Diese Langlebigkeit gepaart mit Eigenschaften wie Formbarkeit, Elastizität, Härte, Bruchfestigkeit und Temperaturbeständigkeit sorgen seit den 1950er Jahren für einen wahren Siegeszug des Materials Kunststoff. Egal ob als Verpackungsmaterial, Textilfaser, Bestandteil von Kosmetika, Sportartikel, Medizinbedarf oder im Fahrzeugbau – unsere heutige Welt ist ohne Plastik kaum mehr vorstellbar. Vor allem Autos und Flugzeuge sind durch Kunststoffteile leichter sowie sparsamer im Verbrauch. So besteht der Airbus A350 zu 50 Prozent aus Plastik.
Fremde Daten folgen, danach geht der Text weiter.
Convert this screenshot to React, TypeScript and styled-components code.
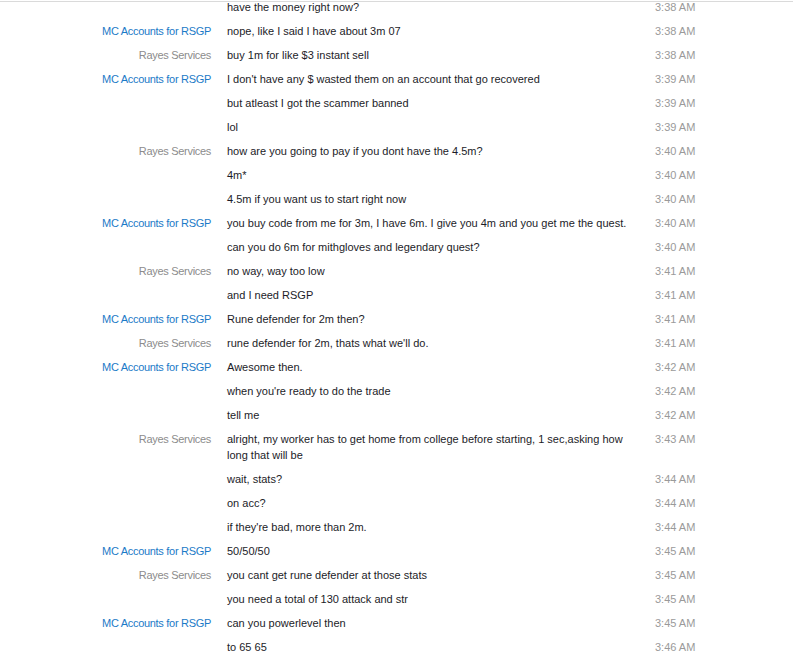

Was von dieser Masse an Kunststoff übrig bleibt, sieht man an den fünf riesigen Müllstrudeln in den Ozeanen. Einer davon heißt Great Pacific Garbage Patch und treibt zwischen Hawaii und Kalifornien auf 1,6 Millionen Quadratkilometern. Das ist eine Fläche viermal so groß wie Deutschland. Mit dem bloßen Auge ist dieser riesige Plastikstrudel allerdings kaum sichtbar, da er aus 1,8 Billionen Teilchen Mikroplastik besteht. Die Größe dieser schwimmenden Müllhalden ist erschreckend und dabei machen sie sogar nur einen Bruchteil des gesamten Plastiks in den Ozeanen aus: Von 99 Prozent des gesamten Plastikmülls im Meer kann niemand sagen, wo er sich gerade befindet. Forscher gehen darüber hinaus davon aus, dass rund 70 Prozent bereits am Grund der Ozeane liegen und damit außerhalb der menschlichen Reichweite.
Trotzdem – oder gerade deshalb – existieren viele verschiedene Projekte, die es sich zur Aufgabe gemacht haben, den Plastikmüll effektiv aus den Meeren zu fischen. Viele kleinere Initiativen versuchen dies durch Upcycling umzusetzen. So kann der Verbraucher Armbänder produziert aus Plastikabfällen oder Socken aus herrenlosen Fischernetzen kaufen und damit seinen Teil zum Schutz der Umwelt beitragen.
Eines der bekanntesten Projekte heißt „The Ocean Clean Up“ und stammt von dem 24-jährigen Niederländer Boyan Slat. Während der aktuellen Testphase im Great Pacific Garbage Patch sollte ein drei Meter langes Netz an einem 600 Meter langen Schwimmkörper Müll aus dem Meer filtern. Allerdings bewegte sich die Anlage zu langsam im Wasser und konnte Plastikteile nicht wie geplant festhalten, um sie durch Schiffe einsammeln und an Land recyceln zu lassen. Nun muss das Testmodell nach weniger als drei Monaten zurück an Land geschleppt werden, weil sich ein 18 Meter langes Endstück gelöst hat.
Der beste Weg, Plastikmüll in der Umwelt und speziell in den Ozeanen zu vermeiden, wäre wohl immer noch, ihn gar nicht erst zu produzieren. Es bleibt abzuwarten, ob das geplante Verbot der EU von Plastikgeschirr, Trinkhalmen und Wattestäbchen die Industrie und vor allem den Verbraucher zum Umdenken anregen kann. Immerhin berichten aktuell viele Medien über den Trend zu einem neuen guten Vorsatz für das neue Jahr: Im Alltag so gut wie möglich auf Plastik zu verzichten. Und alleine das ist schon ein interessantes und herausforderndes Experiment für jeden Einzelnen.